In this specific and unique time in my life, I’ve found myself at a loss for those reflective moments, barely able to grasp the beauty of the day like hands in clouds of golden light wafting steadily by me. The energy feels so real, tangible almost, and I woke up today with my family beside me in the crisp, cool air of the morning after a night of rain, seeing with clarity the realization that in my current inability to reflect, in spite of the lack of organization due to this new flame that I am destined to tend, I am creating the most beautiful memories of my life. I see in full circle what my father must have felt looking into his smiling child’s eyes. I contemplate the beauty of right now more than I ever have before.



I think about growing up, and how it is an illusion.


To ‘grow up’ is a choice we make, though an unnecessary one. It is confused from the start, as in fact, nobody ever really ‘grows up’. I know this as I watch my one year old son scoot his way around the floor and through the doors, and I note the undeniable similarities to our own human attempts at navigating a world that makes its own rules which we are bound to follow. We ‘adults’ trip over ourselves, spit out sounds that we wish and think to mean more than they do, or the opposite, we are unconscious of how meaningful our words actually are. We get stuck and stub our toes and bump our heads, growing and learning with every step until we decide (society decides) it’s time to be an ‘adult’, at which time we are to surrender all that which makes us look vulnerable.



No longer a child, we must confront the world fearlessly, or so it seems. Fear is not only inevitable, it is a joy. It is what gives life meaning. It makes us aware of what makes life worth living. We must not ignore our fear, but embrace it, as this boy of only one does so well. He is just trying to communicate, like all of us, doing exactly what he feels, but without any apparent fear of failure. An open heart and mind. We could learn much more from babies than we could teach them, if only they weren't such better learners than we are.
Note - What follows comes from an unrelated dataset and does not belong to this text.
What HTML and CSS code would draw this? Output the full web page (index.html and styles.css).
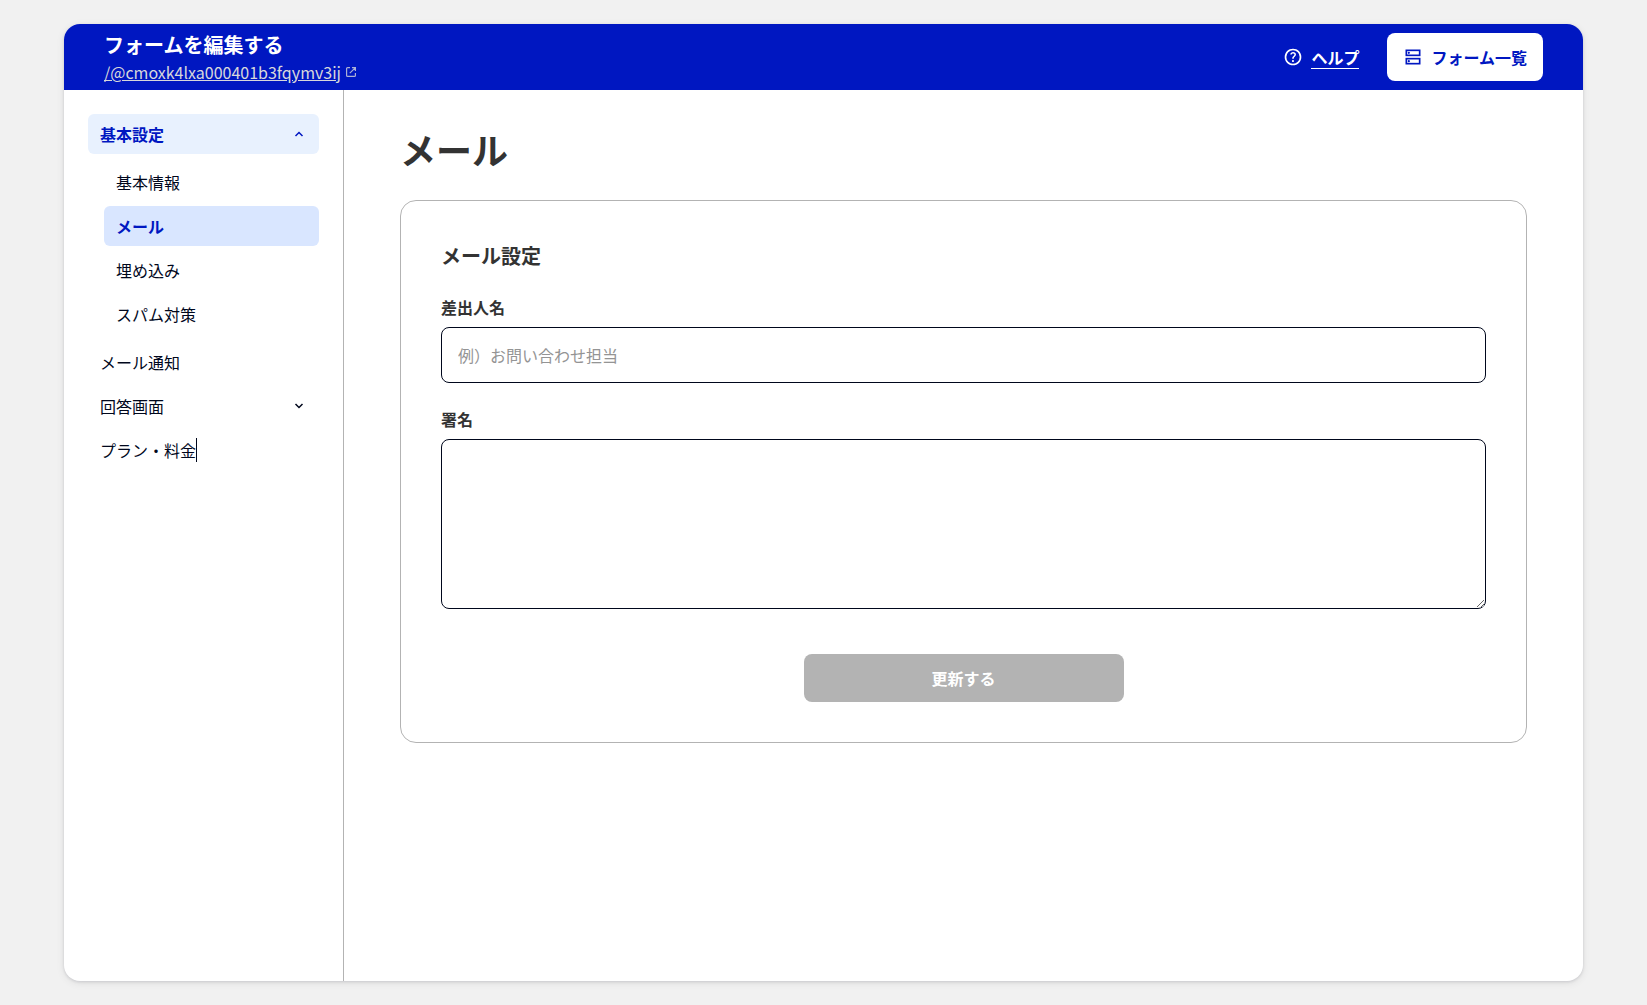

He knows where his tongue is. This is relatively new. We’ll ask him a question and his tongue comes out, like it’s always the answer we’re looking for. He’s been undoubtedly saying “Ball” for a week or two. His first real word, far as I’m concerned. Yesterday he said it at least a hundred times. Maybe two. This morning we were reading a book and he said it and put his finger right on it. I’ll catch a “D” around a dog or a door here and there, but he’ll call out “BAH” when I didn’t even see the thing sitting there. He’ll be beaming at it sure enough.



I get frustrated sometimes, his cries penetrate a new part of my brain that's never been touched through my eardrums like that. I want to write about everything as a letter to my future self reminding me of all this beauty, but sometimes it's weeks before I get back to my place behind the keyboard. Though when I finally make it back here it's always worth it, because all along I was making memories. Any frustration that I can have only reminds me of how much we are the same, he and I, learning to turn the bad into the good, finding grace, to navigate our fear so we might turn it into love of equal proportion.